# Silver flute 8's



## Carnines (Oct 11, 2015)

So I changed my mind about doing a 10 inch mid bass and decided on doing 2 flute 8's per door on 160 watts each. Should I do this or is there a better option?


----------



## SkizeR (Apr 19, 2011)

the one high efficiency ten is a better option


----------



## Carnines (Oct 11, 2015)

SkizeR said:


> the one high efficiency ten is a better option


Even if I am under powering them?


----------



## oabeieo (Feb 22, 2015)

Carnines said:


> Even if I am under powering them?


Yes!!!! Without a doubt! The Beyma 8" I just sold I had on a HD600/4 it was too much power, I moved it to my focal FPS4160 which is 120x4 and on 2 channels I had the gains all the way down on them. The high sensitivity speaker may take 300w as its rating but believe that if you put 50w on them they would be fantastic ! 

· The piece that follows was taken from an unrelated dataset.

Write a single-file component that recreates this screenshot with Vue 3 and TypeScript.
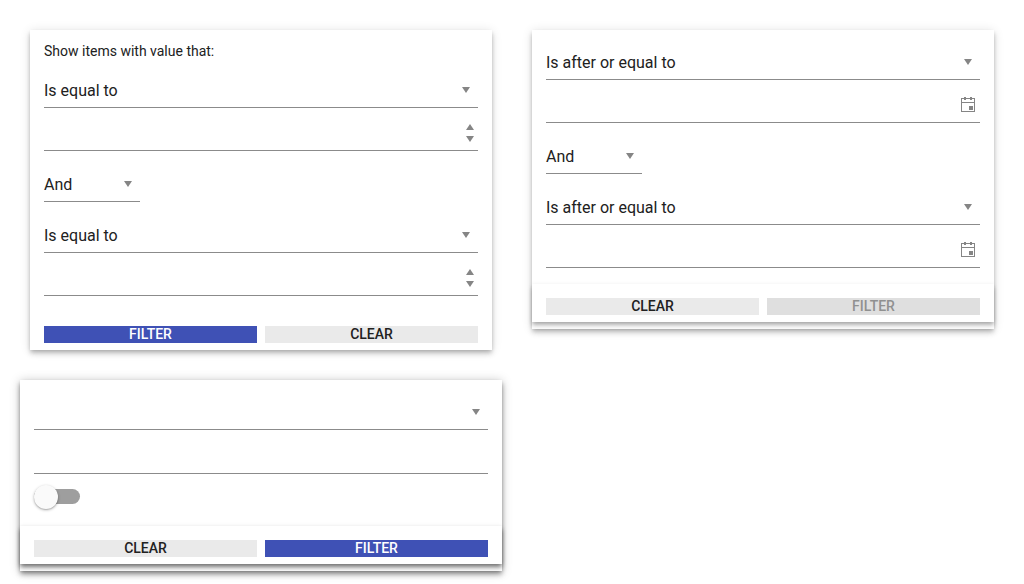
<script setup lang="ts">
interface Field {
  kind: 'select' | 'number' | 'date' | 'text'
  text?: string
  size?: 'short'
}
interface Action {
  label: string
  tone: 'primary' | 'plain' | 'disabled'
}
interface Panel {
  id: string
  title?: string
  fields: Field[]
  toggle?: boolean
  raised: boolean
  actions: Action[]
}

const panels: Panel[] = [
  {
    id: 'numeric',
    title: 'Show items with value that:',
    raised: false,
    fields: [
      { kind: 'select', text: 'Is equal to' },
      { kind: 'number' },
      { kind: 'select', text: 'And', size: 'short' },
      { kind: 'select', text: 'Is equal to' },
      { kind: 'number' },
    ],
    actions: [
      { label: 'Filter', tone: 'primary' },
      { label: 'Clear', tone: 'plain' },
    ],
  },
  {
    id: 'date',
    raised: true,
    fields: [
      { kind: 'select', text: 'Is after or equal to' },
      { kind: 'date' },
      { kind: 'select', text: 'And', size: 'short' },
      { kind: 'select', text: 'Is after or equal to' },
      { kind: 'date' },
    ],
    actions: [
      { label: 'Clear', tone: 'plain' },
      { label: 'Filter', tone: 'disabled' },
    ],
  },
  {
    id: 'custom',
    raised: true,
    toggle: true,
    fields: [{ kind: 'select' }, { kind: 'text' }],
    actions: [
      { label: 'Clear', tone: 'plain' },
      { label: 'Filter', tone: 'primary' },
    ],
  },
]
</script>

<template>
  <main class="page">
    <section v-for="panel in panels" :key="panel.id" class="panel" :class="[panel.id, { raised: panel.raised }]">
      <div class="body">
        <div v-if="panel.title" class="title">{{ panel.title }}</div>
        <div v-for="(field, i) in panel.fields" :key="i" class="field" :class="[field.kind, field.size]">
          <span class="value">{{ field.text }}</span>
          <svg v-if="field.kind === 'select'" class="arrow" width="8" height="6" viewBox="0 0 8 6">
            <path d="M0 0h8L4 6z" />
          </svg>
          <span v-else-if="field.kind === 'number'" class="spinner">
            <svg width="8" height="6" viewBox="0 0 8 6"><path d="M0 6h8L4 0z" /></svg>
            <svg width="8" height="6" viewBox="0 0 8 6"><path d="M0 0h8L4 6z" /></svg>
          </span>
          <svg v-else-if="field.kind === 'date'" class="calendar" width="14" height="15" viewBox="0 0 14 15">
            <path
              fill-rule="evenodd"
              d="M0 1h3V0h2v1h4V0h2v1h3v14H0zM1 2v3h12V2h-2v1H9V2H5v1H3V2zM1 6v8h12V6zM8 9h4v4H8z"
            />
          </svg>
        </div>
        <button v-if="panel.toggle" type="button" class="switch" role="switch" aria-checked="false">
          <span class="thumb"></span>
        </button>
      </div>
      <footer class="actions">
        <button v-for="action in panel.actions" :key="action.label" type="button" class="action" :class="action.tone">
          {{ action.label }}
        </button>
      </footer>
    </section>
  </main>
</template>

<style>
body {
  margin: 0;
  background: #fff;
  overflow: hidden;
}
</style>

<style scoped>
.page {
  box-sizing: border-box;
  width: 1024px;
  height: 584px;
  padding: 30px 30px 0 20px;
  display: grid;
  grid-template-columns: 482px 462px;
  grid-template-rows: 320px 192px;
  column-gap: 30px;
  row-gap: 30px;
  align-items: start;
  font-family: Roboto, "Liberation Sans", sans-serif;
  font-size: 16px;
  color: #212121;
}
.panel {
  background: #fff;
  box-shadow: 0 2px 4px -1px rgba(0, 0, 0, 0.2), 0 4px 5px 0 rgba(0, 0, 0, 0.14), 0 1px 10px 0 rgba(0, 0, 0, 0.12);
}
.numeric {
  width: 462px;
  height: 320px;
  margin-left: 10px;
}
.date {
  height: 299px;
}
.custom {
  height: 191px;
  box-shadow: 0 2px 4px -1px rgba(0, 0, 0, 0.34), 0 4px 5px 0 rgba(0, 0, 0, 0.22), 0 1px 10px 0 rgba(0, 0, 0, 0.23);
}
.body {
  box-sizing: border-box;
  padding: 15px 14px 0;
}
.numeric .body {
  height: 282px;
  padding-top: 12px;
}
.date .body {
  height: 254px;
}
.custom .body {
  height: 146px;
}
.title {
  height: 18px;
  line-height: 18px;
  margin-bottom: 13px;
  font-size: 14px;
}
.field {
  box-sizing: border-box;
  height: 35px;
  margin-bottom: 8px;
  border-bottom: 1px solid #8b8b8b;
  display: flex;
  align-items: center;
  justify-content: space-between;
}
.field.number,
.field.date,
.field.short {
  margin-bottom: 16px;
}
.field.short {
  width: 96px;
}
.field.text {
  height: 36px;
  margin-top: 8px;
}
.value {
  padding-top: 2px;
  line-height: 24px;
}
svg {
  display: block;
  fill: #858585;
}
.arrow {
  margin-right: 8px;
}
.spinner {
  display: flex;
  flex-direction: column;
  gap: 6px;
  margin: 0 4px 1px 0;
}
.calendar {
  margin: 0 5px 1px 0;
}
.switch {
  display: block;
  width: 46px;
  height: 15px;
  margin-top: 15px;
  padding: 0;
  border: 0;
  border-radius: 8px;
  background: #9e9e9e;
}
.thumb {
  display: block;
  width: 24px;
  height: 24px;
  margin: -4px 0 -5px;
  border-radius: 50%;
  background: #fafafa;
  box-shadow: 0 1px 3px rgba(0, 0, 0, 0.3), 0 1px 1px rgba(0, 0, 0, 0.12);
}
.actions {
  box-sizing: border-box;
  height: 38px;
  padding: 14px 14px 7px;
  display: flex;
  gap: 8px;
  background: #fff;
}
.raised .actions {
  box-shadow: 0 3px 4px -1px rgba(0, 0, 0, 0.2), 0 4px 5px 0 rgba(0, 0, 0, 0.14), 0 1px 5px 0 rgba(0, 0, 0, 0.08);
}
.custom.raised .actions {
  box-shadow: 0 3px 4px -1px rgba(0, 0, 0, 0.36), 0 4px 5px 0 rgba(0, 0, 0, 0.26), 0 1px 5px 0 rgba(0, 0, 0, 0.1);
}
.action {
  flex: 1;
  height: 17px;
  padding: 0;
  border: 0;
  font: 500 14px/17px Roboto, "Liberation Sans", sans-serif;
  text-transform: uppercase;
  background: #eaeaea;
  color: #212121;
}
.action.primary {
  background: #3f51b5;
  color: #fff;
}
.action.disabled {
  background: #dfdfdf;
  color: #909090;
}
</style>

The flutes are okay for the money but you will like the 10" better.


----------



## SkizeR (Apr 19, 2011)

Carnines said:


> Even if I am under powering them?


depends. but really, less is more. what ten were you looking at?


----------



## Eric Stevens (Dec 29, 2007)

The two Silver Flutes will play a little lower or stronger in the Below 80Hz range, but above 100 Hz the single HE 10" will shine.


----------



## oabeieo (Feb 22, 2015)

Eric Stevens said:


> The two Silver Flutes will play a little lower or stronger in the Below 80Hz range, but above 100 Hz the single HE 10" will shine.


And shine indeed! 


Eric is exactly right and I would suggest that the trade off isn't worth it , having a extremely articulate midrange really isn't a choice , it's the only way.


----------



## Lycancatt (Apr 11, 2010)

I agree with every single thing stated above, the single 10 will do almost everything worth doing better than the pair of eights.


----------



## Carnines (Oct 11, 2015)

Lycancatt said:


> I agree with every single thing stated above, the single 10 will do almost everything worth doing better than the pair of eights.


Well it's 2 pairs of 8's


----------



## thehatedguy (May 4, 2007)

He meant per side.


----------



## Eric Stevens (Dec 29, 2007)

Carnines said:


> Well it's 2 pairs of 8's


You will enjoy them and they will do a good job for you.


----------



## subwoofery (Nov 9, 2008)

Go 12" or go home  

Kelvin


----------



## thehatedguy (May 4, 2007)

That's why I don't leave the house...


----------



## subwoofery (Nov 9, 2008)

lol 

Kelvin


----------



## Carnines (Oct 11, 2015)

Does anyone have their flutes in a sealed enclosure? What did you cross them at?


----------



## Patrick Bateman (Sep 11, 2006)

Carnines said:


> So I changed my mind about doing a 10 inch mid bass and decided on doing 2 flute 8's per door on 160 watts each. Should I do this or is there a better option?


Low frequencies are really long. I know it seems like placing them right next to each other is the obvious solution, but you can put low frequency arrays in some fairly weird locations, because the wavelengths are so long.

I'm putting my midbasses under the seat and on the floor.


----------